By Mary Kate Cary, Thomas Jefferson Street blog
The "Olympia Snowe factor" is the talk of the town with today's vote on the Baucus health reform bill coming out of the Senate Finance Committee. All eyes are on Maine Sen. Olympia Snowe, who was the only Republican to join 13 Democrats on the committee in voting for the bill.
Why does her one vote matter so much? University of Virginia professor Larry Sabato writes in today's New York Times:
When Lyndon Johnson needed extra votes for his civil rights bills in the 1960s, he turned to liberal Republicans, primarily from the Northeast and Midwest. The Civil Rights Act of 1964 received the votes of 27 Senate Republicans and 136 House Republicans, and the Voting Rights Act of 1965 got 30 G.O.P. votes in the Senate and 111 G.O.P. votes in the House. And let's not forget Medicare, the public policy predecessor to today's reform efforts. Johnson was able to find 13 Senate and 70 House Republicans to back Medicare in 1965. Compare this to a universe of perhaps a dozen Republicans in both houses of Congress who are even theoretically available to support Obama's reform approach this year...
Thanks to a broad-based polarization of the two parties that has accelerated since [the Reagan years], there are just a handful of liberal Republicans and conservative Democrats left in Congress. Even most of the "Blue Dog" Democrats are more moderate than conservative, if you examine their voting records closely. So a president has very few members of the loyal opposition to woo in seeking the margin of victory for his legislative package.

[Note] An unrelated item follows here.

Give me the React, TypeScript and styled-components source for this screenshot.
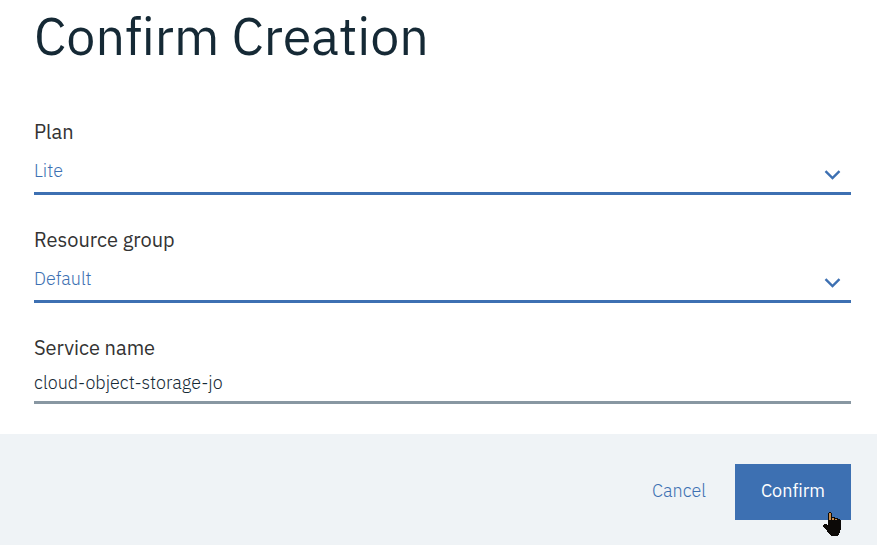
import React from "react";
import styled, { createGlobalStyle } from "styled-components";

const blue = "#3d70b2";
const navy = "#152935";

const GlobalStyle = createGlobalStyle`
  *, *::before, *::after { box-sizing: border-box; }
  body { margin: 0; background: #fff; }
  body, button, input, select {
    font-family: "IBM Plex Sans", Roboto, "Liberation Sans", sans-serif;
    font-variant-ligatures: none;
  }
`;

const Dialog = styled.form`
  display: flex;
  flex-direction: column;
  min-height: 100vh;
`;

const Content = styled.div`
  padding: 0 26px 30px 34px;
`;

const Title = styled.h1`
  margin: 0;
  padding: 4px 0 52px;
  color: ${navy};
  font-size: 52px;
  line-height: 64px;
  font-weight: 400;
`;

const Fields = styled.div`
  display: flex;
  flex-direction: column;
  gap: 33px;
`;

const Field = styled.div`
  display: flex;
  flex-direction: column;
`;

const Label = styled.label`
  color: #333;
  font-size: 20px;
  line-height: 24px;
  font-weight: 400;
`;

const SelectBox = styled.div`
  display: grid;
  align-items: center;
  border-bottom: 3px solid ${blue};

  > * { grid-area: 1 / 1; }
`;

const Select = styled.select`
  appearance: none;
  width: 100%;
  height: 48px;
  margin: 0;
  padding: 6px 40px 0 0;
  border: 0;
  outline: 0;
  background: transparent;
  color: ${blue};
  font-size: 18px;
  font-weight: 300;
  line-height: 24px;
`;

const Chevron = styled.svg`
  justify-self: end;
  margin: 14px 10px 0 0;
  pointer-events: none;
`;

const TextInput = styled.input`
  width: 100%;
  height: 44px;
  padding: 4px 0 0;
  border: 0;
  border-bottom: 3px solid #8897a2;
  border-radius: 0;
  outline: 0;
  background: transparent;
  color: ${navy};
  font-size: 18px;
  font-weight: 300;
`;

const Footer = styled.footer`
  display: flex;
  flex: 1;
  align-items: flex-start;
  justify-content: flex-end;
  padding: 30px 26px 25px;
  background: #eff3f6;
`;

const Button = styled.button<{ $primary?: boolean }>`
  height: 56px;
  min-width: ${(p) => (p.$primary ? "116px" : "112px")};
  padding: 0 24px 4px;
  border: 0;
  background: ${(p) => (p.$primary ? blue : "transparent")};
  color: ${(p) => (p.$primary ? "#fff" : blue)};
  font-size: 18px;
  font-weight: ${(p) => (p.$primary ? 400 : 300)};
  cursor: pointer;
`;

const ConfirmSlot = styled.div`
  position: relative;
`;

const Pointer = styled.svg`
  position: absolute;
  right: 10px;
  bottom: -17px;
  pointer-events: none;
`;

interface SelectFieldProps {
  id: string;
  label: string;
  value: string;
}

function SelectField({ id, label, value }: SelectFieldProps) {
  return (
    <Field>
      <Label htmlFor={id}>{label}</Label>
      <SelectBox>
        <Select id={id} defaultValue={value}>
          <option>{value}</option>
        </Select>
        <Chevron width="17" height="10" viewBox="0 0 17 10" aria-hidden="true">
          <path d="M1.5 1.2 8.5 8l7-6.8" fill="none" stroke={blue} strokeWidth="2.4" />
        </Chevron>
      </SelectBox>
    </Field>
  );
}

export default function App() {
  return (
    <>
      <GlobalStyle />
      <Dialog onSubmit={(e) => e.preventDefault()}>
        <Content>
          <Title>Confirm Creation</Title>
          <Fields>
            <SelectField id="plan" label="Plan" value="Lite" />
            <SelectField id="group" label="Resource group" value="Default" />
            <Field>
              <Label htmlFor="name">Service name</Label>
              <TextInput id="name" type="text" defaultValue="cloud-object-storage-jo" spellCheck={false} />
            </Field>
          </Fields>
        </Content>
        <Footer>
          <Button type="button">Cancel</Button>
          <ConfirmSlot>
            <Button type="submit" $primary>Confirm</Button>
            <Pointer width="18" height="25" viewBox="0 0 18 25" shapeRendering="crispEdges" aria-hidden="true">
              <path d="M6 0h2v1h1v4h3v1h3v1h2v1h1v10h-1v3h-1v2h-1v1H8v-1H7v-1H6v-1H5v-1H4v-2H3v-1H2v-1H1v-1H0v-2h1v-1h3v1h1V1h1z" fill="#0c0907" />
              <path d="M6 1h2v7H6zM9 6h2v2H9zM12 7h2v1h-2z" fill="#c68b4c" />
            </Pointer>
          </ConfirmSlot>
        </Footer>
      </Dialog>
    </>
  );
}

The problem isn't that the small state of Maine is the pivotal vote for 16 percent of our economy; the problem is that there aren't more moderates in office from other states who could join Snowe as swing votes, too. It shows how polarized and partisan our Congress has become, as well as our electorate. We should expect a lot more party-line votes between now and the midterm elections.